Aspek terkait asuransi dinilai kompleks, yang ditilik berdasarkan jenis usaha, lini usaha, dan prinsipnya.
Menurut Sri Mulyani, proses pembentukan lembaga penjamin polis masih dalam kajian internal pemerintah. Nantinya pemerintah menerbitkan payung hukum lembaga penjamin polis berupa RUU Program Penjaminan Polis. RUU ini mengatur detail pelaksanaan program penjaminan polis seperti diamanatkan UU No 40/2014.
Penyusunan RUU Program Penjaminan Polis tidak sekadar mengatur lembaga, tetapi juga skema dan desain program penjaminan polis. Aspek terkait asuransi dinilai kompleks, yang ditilik berdasarkan jenis usaha, lini usaha, dan prinsipnya.
Sistem keuangan
Terkait dengan stabilitas sistem keuangan, Sri Mulyani mengatakan, UU Nomor 9 Tahun 2016 tentang Pencegahan dan Penanganan Krisis Sistem Keuangan belum mampu mencakup sektor keuangan keseluruhan. Landasan hukum KSSK hanya fokus pada permasalahan bank sistemik. ”Masalah dalam lembaga keuangan nonbank tak tecermin dalam UU No 9/2016. KSSK tak memiliki wadah untuk mengatasi masalah lembaga keuangan nonbank,” ujar Sri Mulyani.
Kini, persoalan terkait dengan lembaga keuangan nonbank, termasuk perasuransian, ditangani aturan di setiap otoritas sektor keuangan. Belum ada harmonisasi aturan penanganan sektor keuangan nonbank, termasuk asuransi, di antara lembaga KSSK yang terdiri dari Bank Indonesia, OJK, Lembaga Penjamin Simpanan, dan Kemenkeu.

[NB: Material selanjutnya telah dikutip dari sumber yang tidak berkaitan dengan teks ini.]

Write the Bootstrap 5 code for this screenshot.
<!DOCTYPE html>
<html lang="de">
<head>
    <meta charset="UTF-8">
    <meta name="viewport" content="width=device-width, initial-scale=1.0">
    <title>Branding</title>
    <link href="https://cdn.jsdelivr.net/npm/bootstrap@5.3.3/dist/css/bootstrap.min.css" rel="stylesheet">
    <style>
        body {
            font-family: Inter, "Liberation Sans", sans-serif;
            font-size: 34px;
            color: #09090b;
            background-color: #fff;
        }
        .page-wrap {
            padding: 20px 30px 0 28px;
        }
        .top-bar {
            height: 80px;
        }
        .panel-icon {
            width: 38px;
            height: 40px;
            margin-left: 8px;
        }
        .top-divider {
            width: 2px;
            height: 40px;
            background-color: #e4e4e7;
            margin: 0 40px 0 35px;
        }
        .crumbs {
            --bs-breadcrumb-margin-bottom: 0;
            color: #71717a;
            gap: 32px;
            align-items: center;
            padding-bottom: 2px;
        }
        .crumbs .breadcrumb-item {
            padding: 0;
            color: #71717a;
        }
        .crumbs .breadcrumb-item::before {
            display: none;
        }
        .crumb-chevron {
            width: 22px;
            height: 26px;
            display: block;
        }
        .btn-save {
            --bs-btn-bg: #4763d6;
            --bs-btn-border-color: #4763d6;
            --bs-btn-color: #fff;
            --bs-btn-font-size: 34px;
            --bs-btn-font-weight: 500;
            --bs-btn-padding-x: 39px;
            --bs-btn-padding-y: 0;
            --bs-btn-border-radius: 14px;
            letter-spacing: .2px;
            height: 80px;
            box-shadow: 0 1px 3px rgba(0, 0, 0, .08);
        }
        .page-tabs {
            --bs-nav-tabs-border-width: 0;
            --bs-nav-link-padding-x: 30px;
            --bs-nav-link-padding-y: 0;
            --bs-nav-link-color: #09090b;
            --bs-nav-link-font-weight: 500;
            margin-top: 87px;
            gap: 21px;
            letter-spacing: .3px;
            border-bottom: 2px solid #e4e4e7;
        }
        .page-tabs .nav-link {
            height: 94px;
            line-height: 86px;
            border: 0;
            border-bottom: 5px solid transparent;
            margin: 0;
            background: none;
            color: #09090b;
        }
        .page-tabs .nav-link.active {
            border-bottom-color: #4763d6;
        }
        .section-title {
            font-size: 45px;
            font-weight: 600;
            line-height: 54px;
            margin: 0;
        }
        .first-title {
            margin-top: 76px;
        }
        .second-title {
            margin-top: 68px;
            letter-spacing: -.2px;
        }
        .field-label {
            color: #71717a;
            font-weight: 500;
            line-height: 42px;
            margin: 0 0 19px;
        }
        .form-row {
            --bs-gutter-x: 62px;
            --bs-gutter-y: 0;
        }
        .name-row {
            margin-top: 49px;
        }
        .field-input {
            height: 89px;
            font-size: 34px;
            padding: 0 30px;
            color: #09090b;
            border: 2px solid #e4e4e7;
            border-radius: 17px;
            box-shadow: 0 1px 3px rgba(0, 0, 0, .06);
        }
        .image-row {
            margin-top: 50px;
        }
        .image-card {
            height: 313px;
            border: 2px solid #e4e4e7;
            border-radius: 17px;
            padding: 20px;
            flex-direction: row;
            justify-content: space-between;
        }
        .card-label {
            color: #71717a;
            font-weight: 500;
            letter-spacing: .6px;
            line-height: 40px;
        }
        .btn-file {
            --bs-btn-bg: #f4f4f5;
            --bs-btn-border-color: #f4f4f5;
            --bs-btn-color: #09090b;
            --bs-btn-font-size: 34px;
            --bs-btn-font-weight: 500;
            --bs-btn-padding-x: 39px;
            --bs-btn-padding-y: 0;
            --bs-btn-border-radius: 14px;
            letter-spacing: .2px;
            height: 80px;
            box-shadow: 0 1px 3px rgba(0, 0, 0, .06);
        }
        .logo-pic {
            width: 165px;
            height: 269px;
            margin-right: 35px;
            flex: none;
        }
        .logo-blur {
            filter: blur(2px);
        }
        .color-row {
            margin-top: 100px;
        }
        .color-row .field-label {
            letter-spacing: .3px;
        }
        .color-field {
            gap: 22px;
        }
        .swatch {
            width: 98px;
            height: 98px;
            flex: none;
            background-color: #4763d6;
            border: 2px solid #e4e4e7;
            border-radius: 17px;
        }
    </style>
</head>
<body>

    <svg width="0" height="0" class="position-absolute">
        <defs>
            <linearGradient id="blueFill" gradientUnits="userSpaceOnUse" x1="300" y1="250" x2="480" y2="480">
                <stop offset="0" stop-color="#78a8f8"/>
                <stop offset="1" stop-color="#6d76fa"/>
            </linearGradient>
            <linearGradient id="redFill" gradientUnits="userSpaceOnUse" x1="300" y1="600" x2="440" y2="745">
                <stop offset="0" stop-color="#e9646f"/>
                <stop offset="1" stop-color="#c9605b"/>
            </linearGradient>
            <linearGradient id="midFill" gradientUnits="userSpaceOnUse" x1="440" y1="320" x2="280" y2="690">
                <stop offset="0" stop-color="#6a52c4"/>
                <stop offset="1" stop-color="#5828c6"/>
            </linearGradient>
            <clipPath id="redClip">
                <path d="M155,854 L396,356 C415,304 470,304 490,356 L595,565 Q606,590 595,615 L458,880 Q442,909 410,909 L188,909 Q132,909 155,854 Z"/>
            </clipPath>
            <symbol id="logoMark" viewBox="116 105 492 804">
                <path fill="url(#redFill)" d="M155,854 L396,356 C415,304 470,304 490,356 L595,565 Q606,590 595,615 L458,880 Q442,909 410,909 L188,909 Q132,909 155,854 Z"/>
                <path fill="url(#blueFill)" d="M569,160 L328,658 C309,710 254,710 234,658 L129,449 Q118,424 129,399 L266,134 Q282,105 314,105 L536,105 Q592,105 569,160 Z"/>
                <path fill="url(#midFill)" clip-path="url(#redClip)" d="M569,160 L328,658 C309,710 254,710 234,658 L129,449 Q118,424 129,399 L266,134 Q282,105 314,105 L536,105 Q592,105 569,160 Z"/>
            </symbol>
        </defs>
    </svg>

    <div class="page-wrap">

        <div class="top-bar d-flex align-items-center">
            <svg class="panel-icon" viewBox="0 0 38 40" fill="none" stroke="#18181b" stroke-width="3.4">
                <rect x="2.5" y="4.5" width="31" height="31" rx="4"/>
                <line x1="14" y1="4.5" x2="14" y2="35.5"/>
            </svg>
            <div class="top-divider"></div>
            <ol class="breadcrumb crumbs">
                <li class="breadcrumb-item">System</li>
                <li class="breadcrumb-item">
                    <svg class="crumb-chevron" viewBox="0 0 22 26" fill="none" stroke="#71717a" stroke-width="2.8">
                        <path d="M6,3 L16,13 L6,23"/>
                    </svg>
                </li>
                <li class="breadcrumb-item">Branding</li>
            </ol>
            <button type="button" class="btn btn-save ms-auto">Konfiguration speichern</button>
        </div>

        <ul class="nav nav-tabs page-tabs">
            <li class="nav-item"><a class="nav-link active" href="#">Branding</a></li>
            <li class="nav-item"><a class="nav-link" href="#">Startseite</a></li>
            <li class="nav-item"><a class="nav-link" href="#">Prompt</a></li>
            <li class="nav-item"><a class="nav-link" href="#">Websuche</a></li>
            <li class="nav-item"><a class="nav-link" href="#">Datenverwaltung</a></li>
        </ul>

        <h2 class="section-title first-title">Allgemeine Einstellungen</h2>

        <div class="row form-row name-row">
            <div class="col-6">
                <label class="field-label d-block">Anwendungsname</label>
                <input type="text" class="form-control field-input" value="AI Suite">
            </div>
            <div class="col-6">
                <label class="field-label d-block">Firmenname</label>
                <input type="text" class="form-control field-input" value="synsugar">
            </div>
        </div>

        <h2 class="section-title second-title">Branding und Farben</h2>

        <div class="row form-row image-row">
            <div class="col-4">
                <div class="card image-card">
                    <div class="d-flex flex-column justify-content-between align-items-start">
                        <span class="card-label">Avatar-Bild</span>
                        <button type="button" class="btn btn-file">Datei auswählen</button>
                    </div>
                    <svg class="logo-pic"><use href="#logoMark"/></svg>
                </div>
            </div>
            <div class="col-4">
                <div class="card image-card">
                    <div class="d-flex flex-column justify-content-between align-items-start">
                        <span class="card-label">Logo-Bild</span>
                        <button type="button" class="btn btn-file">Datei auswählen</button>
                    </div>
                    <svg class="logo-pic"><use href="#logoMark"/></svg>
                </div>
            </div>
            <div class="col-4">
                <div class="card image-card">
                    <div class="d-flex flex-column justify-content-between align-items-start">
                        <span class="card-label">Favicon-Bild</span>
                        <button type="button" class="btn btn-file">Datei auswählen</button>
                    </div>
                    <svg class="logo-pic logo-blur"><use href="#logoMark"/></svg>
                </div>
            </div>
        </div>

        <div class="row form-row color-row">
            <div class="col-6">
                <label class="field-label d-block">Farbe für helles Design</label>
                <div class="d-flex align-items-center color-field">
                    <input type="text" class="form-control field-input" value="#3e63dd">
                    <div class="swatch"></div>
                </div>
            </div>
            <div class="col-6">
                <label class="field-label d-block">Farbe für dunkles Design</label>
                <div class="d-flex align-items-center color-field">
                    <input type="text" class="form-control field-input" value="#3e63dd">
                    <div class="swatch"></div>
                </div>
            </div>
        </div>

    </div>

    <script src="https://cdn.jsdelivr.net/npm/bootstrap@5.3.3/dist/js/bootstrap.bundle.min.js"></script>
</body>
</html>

Guna mengakomodasi seluruh aturan sistem keuangan itu, pemerintah menyusun omnibus law sektor keuangan, RUU Pengembangan dan Penguatan Sektor Keuangan. RUU ini meliputi pembentukan lembaga penjamin polis asuransi, peraturan mengenai keberadaan teknologi finansial, dan penguatan pengawasan oleh OJK.
”Selama ini, kerangka penanganan dan pencegahan krisis belum sempurna sehingga diperlukan peraturan perundangan yang bisa menjawabnya,” kata Sri Mulyani. Untuk memperkuat pengawasan, OJK akan memperkuat regulasi dan pengawasan sektor asuransi dan IKNB lainnya.
Ketua Dewan Komisioner OJK Wimboh Santoso mengatakan, tiga fokus utama OJK mereformasi IKNB adalah penguatan pengawasan berbasis risiko yang meliputi aspek kehati-hatian dan tata kelola manajemen risiko, reformasi institusional yang meliputi penetapan status pengawasan, serta reformasi infrastruktur yang meliputi sistem informasi dan pelaporan kepada OJK.
Reformasi IKNB ditargetkan tuntas dalam dua tahun. ”Kami menyadari industri asuransi membutuhkan perhatian lebih serius untuk memperbaiki governance, kehati-hatian, dan kinerjanya,” kata Wimboh. Pelaku industri asuransi jiwa menyambut baik rencana regulator memperketat pengawasan terhadap investasi yang dilakukan perusahaan asuransi dan IKNB lainnya.
Direktur Eksekutif Asosiasi Asuransi Jiwa Indonesia Togar Pasaribu mengatakan, industri asuransi jiwa harus dijalankan dengan prinsip kehati-hatian serta menjunjung tinggi prinsip-prinsip tata kelola perusahaan yang baik.